Ramsbacher v. Fairchild Semiconductor Corp., No. 2:07-CV-04, 2008 WL 899360, at *2 (E.D.
Tex. Mar. 31, 2008) (citing Shah v. Moss, 67 S.W.3d 836, 841 (Tex. 2001)).
Here, Plaintiff alleges in her complaint that “Defendants fraudulently concealed the
defective nature of the Toy Jeep from Plaintiff and consumers in general.” (Dkt. #1 at ¶ 29).

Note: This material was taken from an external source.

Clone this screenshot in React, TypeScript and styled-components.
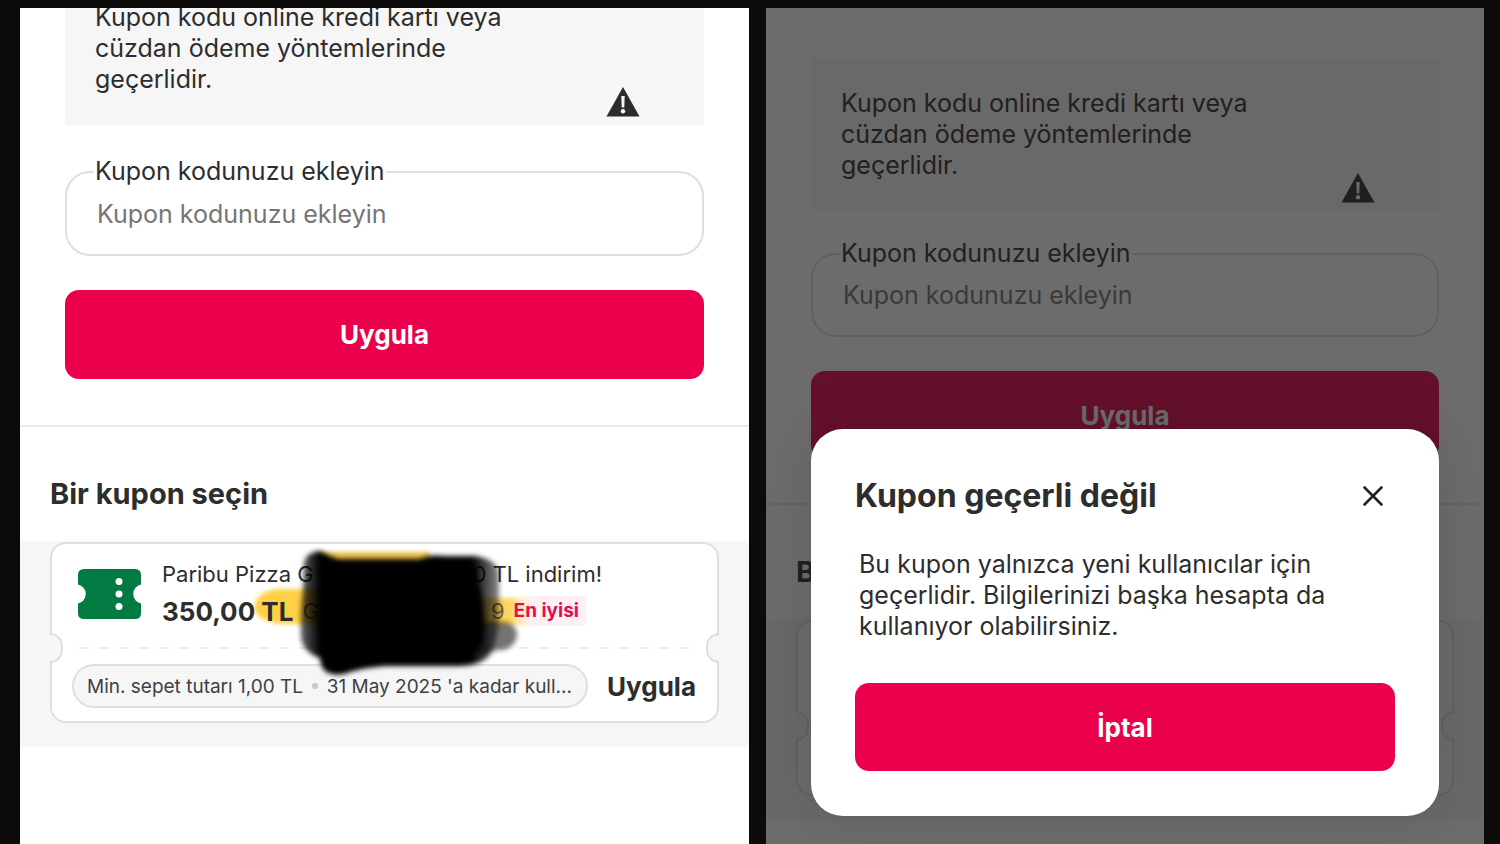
import React, { useId } from 'react';
import styled, { createGlobalStyle, ThemeProvider } from 'styled-components';

const GlobalStyle = createGlobalStyle`
  * { box-sizing: border-box; }
  body {
    margin: 0;
    background: #0c0b09;
    color: #2d2d2d;
    font-family: Inter, "Noto Sans", sans-serif;
  }
  button, input { font-family: inherit; }
  h2, p { margin: 0; }
`;

const regular = {
  noticeOffset: -36,
  noticeGap: 46,
  field: 85,
  fieldGap: 34,
  button: 89,
  sectionGap: 46,
  ticket: 181,
};

const compact = {
  noticeOffset: 50,
  noticeGap: 42,
  field: 84,
  fieldGap: 34,
  button: 88,
  sectionGap: 44,
  ticket: 176,
};

type Sizes = typeof regular;
const size = (key: keyof Sizes) => (p: { theme: any }) => `${p.theme[key]}px`;

const Stage = styled.main`
  display: grid;
  grid-template-columns: 729fr 718fr;
  gap: 17px;
  min-height: 100vh;
  padding: 8px 16px 0 20px;
`;

const Screen = styled.section`
  position: relative;
  overflow: hidden;
  background: #fff;
`;

const Form = styled.form`
  display: flex;
  flex-direction: column;
  padding: 0 45px ${size('sectionGap')};
  border-bottom: 2px solid #ebebeb;
`;

const Notice = styled.div`
  display: flex;
  align-items: flex-end;
  justify-content: space-between;
  margin-top: ${size('noticeOffset')};
  padding: 30px 64px 8px 30px;
  background: #f6f6f6;
`;

const NoticeText = styled.p`
  max-width: 430px;
  padding-bottom: 22px;
  font-size: 25px;
  line-height: 31px;
`;

const Field = styled.div`
  position: relative;
  margin-top: ${size('noticeGap')};
`;

const FieldLabel = styled.label`
  position: absolute;
  top: -15px;
  left: 29px;
  padding: 0 1px;
  background: #fff;
  font-size: 25px;
  line-height: 30px;
`;

const TextInput = styled.input`
  display: block;
  width: 100%;
  height: ${size('field')};
  padding: 0 30px;
  border: 2px solid #dedede;
  border-radius: 25px;
  background: #fff;
  font-size: 25px;
  &::placeholder { color: #757575; opacity: 1; }
`;

const PrimaryButton = styled.button`
  width: 100%;
  height: ${size('button')};
  padding: 0;
  border: 0;
  border-radius: 14px;
  background: #eb004b;
  color: #fff;
  font-size: 26px;
  font-weight: 700;
`;

const SubmitButton = styled(PrimaryButton)`
  margin-top: ${size('fieldGap')};
`;

const SectionTitle = styled.h2`
  padding: 50px 30px 30px;
  font-size: 29px;
  font-weight: 700;
  line-height: 34px;
`;

const TicketStrip = styled.div`
  padding: 1px 30px 24px;
  background: #f6f6f6;
`;

const Ticket = styled.article`
  position: relative;
  min-height: ${size('ticket')};
  border: 2px solid #dfdfdf;
  border-radius: 16px;
  background: #fff;
`;

const Notch = styled.span<{ $side: 'left' | 'right' }>`
  position: absolute;
  top: 89px;
  ${(p) => p.$side}: -2px;
  width: 13px;
  height: 30px;
  border: 2px solid #dfdfdf;
  border-${(p) => p.$side}: 0;
  border-radius: ${(p) => (p.$side === 'left' ? '0 15px 15px 0' : '15px 0 0 15px')};
  background: #f6f6f6;
`;

const Offer = styled.div`
  display: flex;
  gap: 21px;
  padding: 13px 25px 19px;
`;

const TicketIcon = styled.svg`
  flex: none;
  width: 64px;
  height: 50px;
  margin-top: 12px;
`;

const OfferText = styled.div`
  position: relative;
  z-index: 0;
  display: flex;
  flex-direction: column;
  gap: 3px;
  width: 440px;
`;

const OfferRow = styled.div`
  display: flex;
  align-items: center;
  justify-content: space-between;
  height: 34px;
  font-size: 22px;
  white-space: nowrap;
`;

const Group = styled.span`
  display: flex;
  align-items: center;
  gap: 9px;
`;

const Price = styled.strong`
  font-size: 26px;
  font-weight: 700;
`;

const Muted = styled.span`
  color: #6b6144;
`;

const BestTag = styled.strong`
  margin-right: 16px;
  padding: 4px 7px 4px 0;
  border-radius: 4px;
  background: linear-gradient(90deg, transparent, #fff0f5 30%);
  color: #e2104e;
  font-size: 19px;
  font-weight: 700;
  line-height: 22px;
`;

const MarkLayer = styled.svg<{ $layer: number }>`
  position: absolute;
  z-index: ${(p) => p.$layer};
  top: 0;
  left: 0;
  width: 500px;
  height: 140px;
  pointer-events: none;
`;

const Perforation = styled.div`
  height: 2px;
  margin: 0 27px;
  background: repeating-linear-gradient(90deg, #ededed 0 10px, transparent 10px 20px);
`;

const TicketFooter = styled.div`
  display: flex;
  align-items: center;
  justify-content: space-between;
  padding: 15px 21px 13px 20px;
`;

const Terms = styled.p`
  display: flex;
  align-items: center;
  justify-content: space-between;
  width: 516px;
  height: 44px;
  padding: 0 14px 0 13px;
  border: 2px solid #dfdfdf;
  border-radius: 22px;
  background: #f6f6f6;
  color: #404040;
  font-size: 19px;
  white-space: nowrap;
`;

const Dot = styled.i`
  width: 6px;
  height: 6px;
  border-radius: 50%;
  background: #c9c9c9;
`;

const TextButton = styled.button`
  padding: 0;
  border: 0;
  background: none;
  color: #2d2d2d;
  font-size: 26px;
  font-weight: 700;
`;

const Overlay = styled.div`
  position: absolute;
  inset: 0;
  display: flex;
  align-items: flex-end;
  padding: 0 45px 28px;
  background: rgba(25, 25, 25, 0.64);
`;

const Dialog = styled.div`
  flex: 1;
  padding: 45px 44px;
  border-radius: 32px;
  background: #fff;
  box-shadow: 0 0 60px rgba(0, 0, 0, 0.12);
`;

const DialogHeader = styled.header`
  display: flex;
  align-items: center;
  justify-content: space-between;
  padding-right: 11px;
`;

const DialogTitle = styled.h2`
  font-size: 32px;
  font-weight: 700;
  line-height: 44px;
`;

const CloseButton = styled.button`
  display: flex;
  padding: 0;
  border: 0;
  background: none;
  color: #222;
`;

const DialogText = styled.p`
  max-width: 490px;
  padding: 31px 0 41px 4px;
  font-size: 25px;
  line-height: 31px;
`;

function WarningIcon() {
  return (
    <svg width="34" height="30" viewBox="0 0 34 30" aria-hidden="true">
      <path d="M17 0 33.500 29.500H.5Z" fill="#2b2b2b" />
      <path d="M15.300 9h3.400l-.4 11.500h-2.600Z" fill="#f6f6f6" />
      <circle cx="17" cy="24.200" r="2.200" fill="#f6f6f6" />
    </svg>
  );
}

function CouponIcon() {
  return (
    <TicketIcon viewBox="0 0 64 50" aria-hidden="true">
      <path
        d="M7 0H58Q64 0 64 6V15.500A9.700 9.700 0 0 0 64 34.500V44Q64 50 58 50H7Q1 50 1 44V34.500A9.700 9.700 0 0 0 1 15.500V6Q1 0 7 0Z"
        fill="#027a42"
      />
      <circle cx="42" cy="12.500" r="3.500" fill="#fff" />
      <circle cx="42" cy="25" r="3.500" fill="#fff" />
      <circle cx="42" cy="37.500" r="3.500" fill="#fff" />
    </TicketIcon>
  );
}

function Highlighter() {
  return (
    <MarkLayer $layer={-1} viewBox="162 557 500 140" overflow="visible" aria-hidden="true">
      <defs>
        <filter id="soft-yellow" x="-20%" y="-50%" width="140%" height="200%">
          <feGaussianBlur stdDeviation="2" />
        </filter>
        <linearGradient id="yellow-fade" gradientUnits="userSpaceOnUse" x1="508" x2="540" y1="0" y2="0">
          <stop offset="0" stopColor="#ffd35a" />
          <stop offset="1" stopColor="#ffd35a" stopOpacity="0" />
        </linearGradient>
      </defs>
      <g filter="url(#soft-yellow)">
        <path d="M254 607Q257 590 280 589H330V624H285Q256 622 254 607Z" fill="#ffd044" />
        <path d="M318 552H430V575H318Z" fill="#e8c04a" />
        <path d="M400 598H545V625H400Z" fill="url(#yellow-fade)" />
      </g>
    </MarkLayer>
  );
}

function Scribble() {
  return (
    <MarkLayer $layer={1} viewBox="162 557 500 140" overflow="visible" aria-hidden="true">
      <defs>
        <filter id="soft-black" x="-20%" y="-20%" width="140%" height="140%">
          <feGaussianBlur stdDeviation="2.500" />
        </filter>
        <linearGradient id="black-fade" gradientUnits="userSpaceOnUse" x1="300" x2="502" y1="0" y2="0">
          <stop offset="0" stopColor="#000" stopOpacity="0.6" />
          <stop offset="0.1" stopColor="#000" />
          <stop offset="0.85" stopColor="#000" />
          <stop offset="1" stopColor="#000" stopOpacity="0.4" />
        </linearGradient>
      </defs>
      <g filter="url(#soft-black)">
        <path
          d="M304 563Q306 552 320 551Q329 556 338 559H420Q430 554 445 556H475Q496 559 499 572V618Q498 640 490 655Q482 665 460 666H385Q362 668 350 672Q336 678 325 671Q320 665 320 658Q303 652 301 638Q300 610 303 590Z"
          fill="url(#black-fade)"
        />
        <path d="M320 565H474Q486 600 484 640Q474 662 450 663H345Q330 665 328 652Q318 645 318 630Z" fill="#000" />
        <path d="M470 622H505Q517 624 517 636Q514 650 498 650L480 656Z" fill="#000" opacity="0.55" />
      </g>
    </MarkLayer>
  );
}

function CouponForm() {
  const id = useId();
  return (
    <Form onSubmit={(e) => e.preventDefault()}>
      <Notice>
        <NoticeText>Kupon kodu online kredi kartı veya cüzdan ödeme yöntemlerinde geçerlidir.</NoticeText>
        <WarningIcon />
      </Notice>
      <Field>
        <TextInput id={id} placeholder="Kupon kodunuzu ekleyin" />
        <FieldLabel htmlFor={id}>Kupon kodunuzu ekleyin</FieldLabel>
      </Field>
      <SubmitButton type="submit">Uygula</SubmitButton>
    </Form>
  );
}

function CouponTicket({ children }: { children?: React.ReactNode }) {
  return (
    <TicketStrip>
      <Ticket>
        {children}
        <Notch $side="left" />
        <Notch $side="right" />
      </Ticket>
    </TicketStrip>
  );
}

export default function App() {
  return (
    <>
      <GlobalStyle />
      <Stage>
        <ThemeProvider theme={regular}>
          <Screen>
            <CouponForm />
            <SectionTitle>Bir kupon seçin</SectionTitle>
            <CouponTicket>
              <Offer>
                <CouponIcon />
                <OfferText>
                  <Highlighter />
                  <OfferRow>
                    <span>Paribu Pizza G</span>
                    <span>0 TL indirim!</span>
                  </OfferRow>
                  <OfferRow>
                    <Group>
                      <Price>350,00 TL</Price>
                      <Muted>G</Muted>
                    </Group>
                    <Group>
                      <Muted>9</Muted>
                      <BestTag>En iyisi</BestTag>
                    </Group>
                  </OfferRow>
                  <Scribble />
                </OfferText>
              </Offer>
              <Perforation />
              <TicketFooter>
                <Terms>
                  <span>Min. sepet tutarı 1,00 TL</span>
                  <Dot />
                  <span>31 May 2025 'a kadar kull...</span>
                </Terms>
                <TextButton type="button">Uygula</TextButton>
              </TicketFooter>
            </CouponTicket>
          </Screen>
        </ThemeProvider>
        <ThemeProvider theme={compact}>
          <Screen>
            <CouponForm />
            <SectionTitle>Bir kupon seçin</SectionTitle>
            <CouponTicket />
            <Overlay>
              <Dialog role="dialog" aria-labelledby="dialog-title">
                <DialogHeader>
                  <DialogTitle id="dialog-title">Kupon geçerli değil</DialogTitle>
                  <CloseButton type="button" aria-label="Kapat">
                    <svg width="22" height="22" viewBox="0 0 22 22" aria-hidden="true">
                      <path d="M2.500 2.500 19.500 19.500M19.500 2.500 2.500 19.500" stroke="currentColor" strokeWidth="2.600" strokeLinecap="round" />
                    </svg>
                  </CloseButton>
                </DialogHeader>
                <DialogText>
                  Bu kupon yalnızca yeni kullanıcılar için geçerlidir. Bilgilerinizi başka hesapta da kullanıyor
                  olabilirsiniz.
                </DialogText>
                <PrimaryButton type="button">İptal</PrimaryButton>
              </Dialog>
            </Overlay>
          </Screen>
        </ThemeProvider>
      </Stage>
    </>
  );
}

Plaintiff contends this is evident because, “the battery had been placed in the unsealed, individual
cardboard box inside the hood of the Toy Jeep, unattached to anything, with the hood of the Toy
Jeep left unlatched and susceptible to falling open when removed from the packaging.” (Dkt. #1
at ¶ 12). However, nothing in Plaintiff’s complaint (Dkt. #1) addresses whether Defendants “had
actual knowledge of the wrong” or “a fixed purpose to conceal the wrong,” Ramsbacher, 2008 WL
899360, at *2. Despite this, Plaintiff provides more detail in her brief when she argues that “the
fact that there were no warnings on the exterior packaging of the Toy Jeep shows that Defendants
had concealed their knowledge of the defects for the purpose of inducing Plaintiff’s reliance.”
(Dkt. #15 at ¶ 2.13). Although the Court finds Plaintiff did not satisfy the heightened pleading
standard, the Court finds the appropriate remedy is to allow Plaintiff to replead and file a more
definite statement regarding her fraudulent concealment claim.
It is therefore ORDERED that Defendants’ 12(b)(6) Partial Motion to Dismiss, or
Alternatively 12(e) Motion for More Definite Statement (Dkt. #13) is hereby GRANTED in part
and DENIED in part. Specifically, Plaintiff is ordered to provide a more definite statement that
complies with all of the Federal Rules of Civil Procedure within fourteen (14) days of receipt of
this Order as to her design defect, breach of express warranty, and fraudulent concealment claims.
SIGNED this 30th day of November, 2017.